▸ Your task
Transcribe the listing exactly, leaving out every picture.

_____

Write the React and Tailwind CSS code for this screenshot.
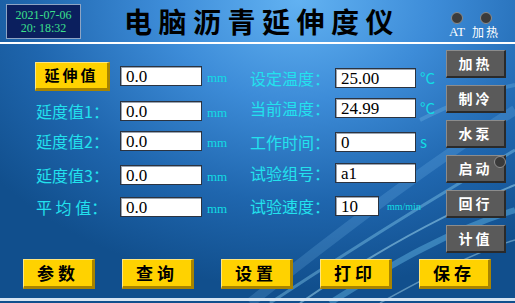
import React from 'react'

const leftRows = [
  { label: '延度值1：', value: '0.0', mt: 'mt-[15px]' },
  { label: '延度值2：', value: '0.0', mt: 'mt-[10px]' },
  { label: '延度值3：', value: '0.0', mt: 'mt-[14px]' },
  { label: '平 均 值：', value: '0.0', mt: 'mt-[12px]' },
]

const rightRows = [
  { label: '设定温度：', value: '25.00', unit: '°C', mt: 'mt-[24px]', w: 'w-[81px]' },
  { label: '当前温度：', value: '24.99', unit: '°C', mt: 'mt-[10px]', w: 'w-[81px]' },
  { label: '工作时间：', value: '0', unit: 's', mt: 'mt-[14px]', w: 'w-[81px]' },
  { label: '试验组号：', value: 'a1', unit: '', mt: 'mt-[11px]', w: 'w-[81px]' },
  { label: '试验速度：', value: '10', unit: 'mm/min', mt: 'mt-[13px]', w: 'w-[44px]' },
]

const sideButtons = ['加热', '制冷', '水泵', '启动', '回行', '计值']
const bottomButtons = ['参数', '查询', '设置', '打印', '保存']

const cjk = "font-['Noto_Sans_CJK_SC',sans-serif]"
const serif = "font-['Liberation_Serif',serif]"

function Field({ value, w = 'w-[82px]' }) {
  return (
    <div className={`${w} h-[20px] shrink-0 bg-white border border-[#2b3340] shadow-[inset_1px_1px_0_#9aa4b0] flex items-center pl-[5px] ${serif} text-[17px] leading-none text-black`}>
      {value}
    </div>
  )
}

function YellowButton({ children, className = '' }) {
  return (
    <div className={`bg-[#ffd200] border-t border-l border-t-[#ffe680] border-l-[#ffe680] border-b-[3px] border-r-[3px] border-b-[#a88400] border-r-[#a88400] flex items-center justify-center ${cjk} font-bold text-black tracking-[3px] ${className}`}>
      {children}
    </div>
  )
}

function Lamp() {
  return <span className="w-[12px] h-[12px] rounded-full bg-[#3b3b3b] border border-[#8a8a8a]" />
}

export default function App() {
  return (
    <div className={`relative w-[515px] h-[303px] overflow-hidden bg-[radial-gradient(ellipse_75%_95%_at_58%_0%,#62b2f2_0%,#3d8cd8_35%,#1f66ae_70%,#114f8d_100%)] ${cjk}`}>
      {/* swirl decoration */}
      <svg className="absolute inset-0 pointer-events-none" width="515" height="303" viewBox="0 0 515 303">
        <path d="M270 303 C 350 250, 430 200, 515 150" stroke="#9fe6ff" strokeOpacity="0.35" strokeWidth="3" fill="none" />
        <path d="M300 303 C 370 255, 440 215, 515 185" stroke="#b8f0ff" strokeOpacity="0.45" strokeWidth="2" fill="none" />
        <path d="M330 303 C 390 265, 450 230, 515 210" stroke="#7fd8ff" strokeOpacity="0.35" strokeWidth="6" fill="none" />
        <path d="M250 303 C 330 240, 420 170, 515 110" stroke="#8fd4ff" strokeOpacity="0.18" strokeWidth="10" fill="none" />
        <path d="M380 303 C 430 275, 480 250, 515 240" stroke="#c8f4ff" strokeOpacity="0.4" strokeWidth="1.5" fill="none" />
        <path d="M420 120 C 460 100, 490 90, 515 85" stroke="#9fe6ff" strokeOpacity="0.2" strokeWidth="4" fill="none" />
      </svg>

      <div className="relative flex flex-col h-full">
        {/* header */}
        <div className="h-[42px] flex items-start">
          <div className={`ml-[6px] mt-[4px] w-[75px] h-[35px] bg-[#0b1f5e] border border-[#8ea4c4] flex flex-col items-center justify-center ${serif} text-[12px] leading-[13px] text-[#3ce08c]`}>
            <span>2021-07-06</span>
            <span>20: 18:32</span>
          </div>
          <div className="ml-[43px] mt-[5px] text-[28px] leading-[32px] font-bold tracking-[6.5px] text-black">
            电脑沥青延伸度仪
          </div>
          <div className="ml-auto mr-[15px] mt-[12px] flex gap-[7px]">
            <div className="w-[16px] flex flex-col items-center gap-[1px]">
              <Lamp />
              <span className={`${serif} text-[13px] leading-[13px] text-white`}>AT</span>
            </div>
            <div className="w-[28px] flex flex-col items-center gap-[1px]">
              <Lamp />
              <span className="text-[12px] leading-[13px] tracking-[2px] text-white">加热</span>
            </div>
          </div>
        </div>
        <div className="h-[2px] bg-white" />

        {/* body */}
        <div className="h-[215px] flex">
          {/* left column */}
          <div className="w-[250px] pl-[35px] flex flex-col">
            <div className="mt-[22px] h-[20px] flex items-center">
              <div className="w-[85px] shrink-0 flex items-center">
                <YellowButton className="w-[75px] h-[29px] text-[15px]">延伸值</YellowButton>
              </div>
              <Field value="0.0" />
              <span className={`ml-[5px] mt-[3px] ${serif} text-[13px] text-[#12dce4]`}>mm</span>
            </div>
            {leftRows.map((r) => (
              <div key={r.label} className={`${r.mt} h-[20px] flex items-center`}>
                <span className="w-[85px] shrink-0 pl-[1px] text-[16px] leading-none text-[#22e2ee] whitespace-pre">{r.label}</span>
                <Field value={r.value} />
                <span className={`ml-[5px] mt-[3px] ${serif} text-[13px] text-[#12dce4]`}>mm</span>
              </div>
            ))}
          </div>

          {/* middle column */}
          <div className="w-[196px] flex flex-col">
            {rightRows.map((r) => (
              <div key={r.label} className={`${r.mt} h-[20px] flex items-center`}>
                <span className="w-[85px] shrink-0 text-[16px] leading-none text-[#22e2ee]">{r.label}</span>
                <Field value={r.value} w={r.w} />
                {r.unit === 'mm/min' ? (
                  <span className={`ml-[8px] ${serif} text-[10px] text-[#12dce4]`}>{r.unit}</span>
                ) : (
                  <span className="ml-[4px] text-[15px] text-[#12dce4]">{r.unit}</span>
                )}
              </div>
            ))}
          </div>

          {/* side buttons */}
          <div className="w-[60px] pt-[6px] flex flex-col gap-[7px]">
            {sideButtons.map((b) => (
              <div key={b} className="relative h-[28px] bg-[#5a5a5a] border-t border-l border-t-[#8c8c8c] border-l-[#8c8c8c] border-b-2 border-r-2 border-b-[#2a2a2a] border-r-[#2a2a2a] flex items-center justify-center text-[14px] font-bold tracking-[3px] text-white">
                {b}
                {b === '启动' && (
                  <span className="absolute -right-[2px] top-0 w-[12px] h-[12px] rounded-full bg-[#3a3a3a] border border-[#909090]" />
                )}
              </div>
            ))}
          </div>
        </div>

        {/* bottom buttons */}
        <div className="h-[30px] pl-[23px] flex gap-[27px]">
          {bottomButtons.map((b) => (
            <YellowButton key={b} className="w-[72px] h-[30px] text-[17px] tracking-[4px]">{b}</YellowButton>
          ))}
        </div>
        <div className="h-[9px]" />
        <div className="h-[3px] bg-[#d6e4f2]" />
      </div>
    </div>
  )
}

_____

▸ Answer in full
Write the React and Tailwind CSS code for this screenshot.
import React from 'react'

const leftRows = [
  { label: '延度值1：', value: '0.0', mt: 'mt-[15px]' },
  { label: '延度值2：', value: '0.0', mt: 'mt-[10px]' },
  { label: '延度值3：', value: '0.0', mt: 'mt-[14px]' },
  { label: '平 均 值：', value: '0.0', mt: 'mt-[12px]' },
]

const rightRows = [
  { label: '设定温度：', value: '25.00', unit: '°C', mt: 'mt-[24px]', w: 'w-[81px]' },
  { label: '当前温度：', value: '24.99', unit: '°C', mt: 'mt-[10px]', w: 'w-[81px]' },
  { label: '工作时间：', value: '0', unit: 's', mt: 'mt-[14px]', w: 'w-[81px]' },
  { label: '试验组号：', value: 'a1', unit: '', mt: 'mt-[11px]', w: 'w-[81px]' },
  { label: '试验速度：', value: '10', unit: 'mm/min', mt: 'mt-[13px]', w: 'w-[44px]' },
]

const sideButtons = ['加热', '制冷', '水泵', '启动', '回行', '计值']
const bottomButtons = ['参数', '查询', '设置', '打印', '保存']

const cjk = "font-['Noto_Sans_CJK_SC',sans-serif]"
const serif = "font-['Liberation_Serif',serif]"

function Field({ value, w = 'w-[82px]' }) {
  return (
    <div className={`${w} h-[20px] shrink-0 bg-white border border-[#2b3340] shadow-[inset_1px_1px_0_#9aa4b0] flex items-center pl-[5px] ${serif} text-[17px] leading-none text-black`}>
      {value}
    </div>
  )
}

function YellowButton({ children, className = '' }) {
  return (
    <div className={`bg-[#ffd200] border-t border-l border-t-[#ffe680] border-l-[#ffe680] border-b-[3px] border-r-[3px] border-b-[#a88400] border-r-[#a88400] flex items-center justify-center ${cjk} font-bold text-black tracking-[3px] ${className}`}>
      {children}
    </div>
  )
}

function Lamp() {
  return <span className="w-[12px] h-[12px] rounded-full bg-[#3b3b3b] border border-[#8a8a8a]" />
}

export default function App() {
  return (
    <div className={`relative w-[515px] h-[303px] overflow-hidden bg-[radial-gradient(ellipse_75%_95%_at_58%_0%,#62b2f2_0%,#3d8cd8_35%,#1f66ae_70%,#114f8d_100%)] ${cjk}`}>
      {/* swirl decoration */}
      <svg className="absolute inset-0 pointer-events-none" width="515" height="303" viewBox="0 0 515 303">
        <path d="M270 303 C 350 250, 430 200, 515 150" stroke="#9fe6ff" strokeOpacity="0.35" strokeWidth="3" fill="none" />
        <path d="M300 303 C 370 255, 440 215, 515 185" stroke="#b8f0ff" strokeOpacity="0.45" strokeWidth="2" fill="none" />
        <path d="M330 303 C 390 265, 450 230, 515 210" stroke="#7fd8ff" strokeOpacity="0.35" strokeWidth="6" fill="none" />
        <path d="M250 303 C 330 240, 420 170, 515 110" stroke="#8fd4ff" strokeOpacity="0.18" strokeWidth="10" fill="none" />
        <path d="M380 303 C 430 275, 480 250, 515 240" stroke="#c8f4ff" strokeOpacity="0.4" strokeWidth="1.5" fill="none" />
        <path d="M420 120 C 460 100, 490 90, 515 85" stroke="#9fe6ff" strokeOpacity="0.2" strokeWidth="4" fill="none" />
      </svg>

      <div className="relative flex flex-col h-full">
        {/* header */}
        <div className="h-[42px] flex items-start">
          <div className={`ml-[6px] mt-[4px] w-[75px] h-[35px] bg-[#0b1f5e] border border-[#8ea4c4] flex flex-col items-center justify-center ${serif} text-[12px] leading-[13px] text-[#3ce08c]`}>
            <span>2021-07-06</span>
            <span>20: 18:32</span>
          </div>
          <div className="ml-[43px] mt-[5px] text-[28px] leading-[32px] font-bold tracking-[6.5px] text-black">
            电脑沥青延伸度仪
          </div>
          <div className="ml-auto mr-[15px] mt-[12px] flex gap-[7px]">
            <div className="w-[16px] flex flex-col items-center gap-[1px]">
              <Lamp />
              <span className={`${serif} text-[13px] leading-[13px] text-white`}>AT</span>
            </div>
            <div className="w-[28px] flex flex-col items-center gap-[1px]">
              <Lamp />
              <span className="text-[12px] leading-[13px] tracking-[2px] text-white">加热</span>
            </div>
          </div>
        </div>
        <div className="h-[2px] bg-white" />

        {/* body */}
        <div className="h-[215px] flex">
          {/* left column */}
          <div className="w-[250px] pl-[35px] flex flex-col">
            <div className="mt-[22px] h-[20px] flex items-center">
              <div className="w-[85px] shrink-0 flex items-center">
                <YellowButton className="w-[75px] h-[29px] text-[15px]">延伸值</YellowButton>
              </div>
              <Field value="0.0" />
              <span className={`ml-[5px] mt-[3px] ${serif} text-[13px] text-[#12dce4]`}>mm</span>
            </div>
            {leftRows.map((r) => (
              <div key={r.label} className={`${r.mt} h-[20px] flex items-center`}>
                <span className="w-[85px] shrink-0 pl-[1px] text-[16px] leading-none text-[#22e2ee] whitespace-pre">{r.label}</span>
                <Field value={r.value} />
                <span className={`ml-[5px] mt-[3px] ${serif} text-[13px] text-[#12dce4]`}>mm</span>
              </div>
            ))}
          </div>

          {/* middle column */}
          <div className="w-[196px] flex flex-col">
            {rightRows.map((r) => (
              <div key={r.label} className={`${r.mt} h-[20px] flex items-center`}>
                <span className="w-[85px] shrink-0 text-[16px] leading-none text-[#22e2ee]">{r.label}</span>
                <Field value={r.value} w={r.w} />
                {r.unit === 'mm/min' ? (
                  <span className={`ml-[8px] ${serif} text-[10px] text-[#12dce4]`}>{r.unit}</span>
                ) : (
                  <span className="ml-[4px] text-[15px] text-[#12dce4]">{r.unit}</span>
                )}
              </div>
            ))}
          </div>

          {/* side buttons */}
          <div className="w-[60px] pt-[6px] flex flex-col gap-[7px]">
            {sideButtons.map((b) => (
              <div key={b} className="relative h-[28px] bg-[#5a5a5a] border-t border-l border-t-[#8c8c8c] border-l-[#8c8c8c] border-b-2 border-r-2 border-b-[#2a2a2a] border-r-[#2a2a2a] flex items-center justify-center text-[14px] font-bold tracking-[3px] text-white">
                {b}
                {b === '启动' && (
                  <span className="absolute -right-[2px] top-0 w-[12px] h-[12px] rounded-full bg-[#3a3a3a] border border-[#909090]" />
                )}
              </div>
            ))}
          </div>
        </div>

        {/* bottom buttons */}
        <div className="h-[30px] pl-[23px] flex gap-[27px]">
          {bottomButtons.map((b) => (
            <YellowButton key={b} className="w-[72px] h-[30px] text-[17px] tracking-[4px]">{b}</YellowButton>
          ))}
        </div>
        <div className="h-[9px]" />
        <div className="h-[3px] bg-[#d6e4f2]" />
      </div>
    </div>
  )
}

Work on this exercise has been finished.